There are many other good applications of technology in the classroom such as the use of "clickers" -- small hand-held devices that students use to allow the teacher to get immediate feedback anonymously from students. This helps a teacher know immediately how well students understand newly presented concepts. Before the invention of this clicker-assisted learning support, teachers had to speculate about the degree of student comprehension.

Just as there are such indispensible applications of technology for the classroom, so, too, there are abuses. Computers can be misused in a fashion that detracts from the learning process.  Students, if not properly monitored, can play games with individual laptops in a classroom instead of the assigned task. Even SMART boards -- potentially a fine instructional support device, if used properly -- can be misused if used as an overhead projector. Some computer applications are so designed that they reinforce the teaching-to-the-test syndrome that is currently permeating our educational spectrum. In short, if technological tools are not used properly, then it is better not to use them.

With the cutbacks in public-education funding, teachers are often not provided with the training needed to properly use these technological supports to enhance their teaching or to help students reach targeted learning objectives. Indeed, there are a number of studies that show that there is little or no advantage in student achievement -- as measured by standardized tests -- through teachers relying primarily on the infusion of technology in their lessons.

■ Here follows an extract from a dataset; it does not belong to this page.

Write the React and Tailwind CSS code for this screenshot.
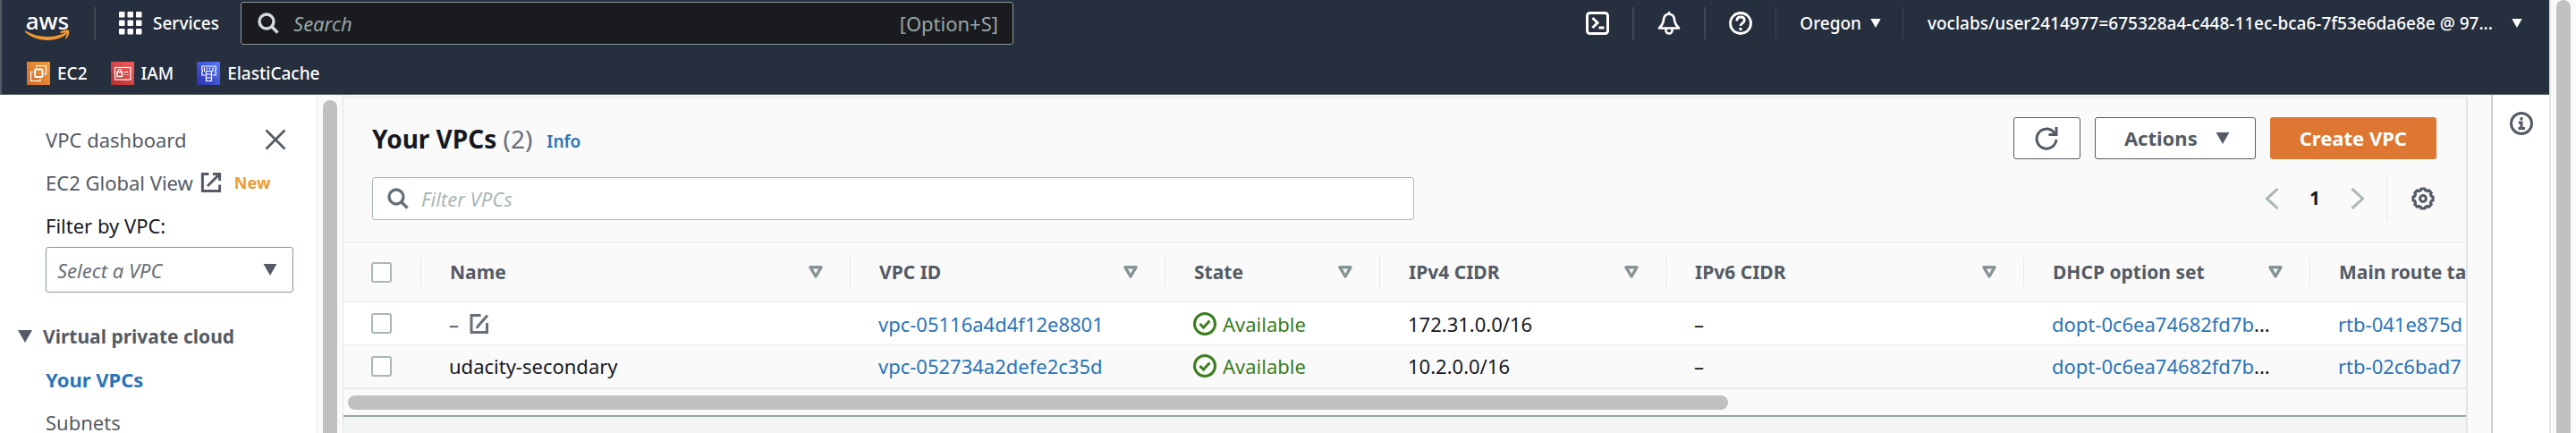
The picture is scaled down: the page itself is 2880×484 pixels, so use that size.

Although our rapid movement into an increasingly more technological society may lure us into thinking that technology can supplant the teacher, we should not lose sight of the fact that the teacher's talents, concerns, expectation, and nurturing remain paramount for a successful educational program. Used properly, technology can enhance learning. Used improperly, it can be a true detriment to student learning. Let's not lose sight of our time-tested educational principles as we carefully tread toward technological infusion, all the while assuring that we use our sophisticated technology to strengthen the teaching process only when it is appropriate for better learning.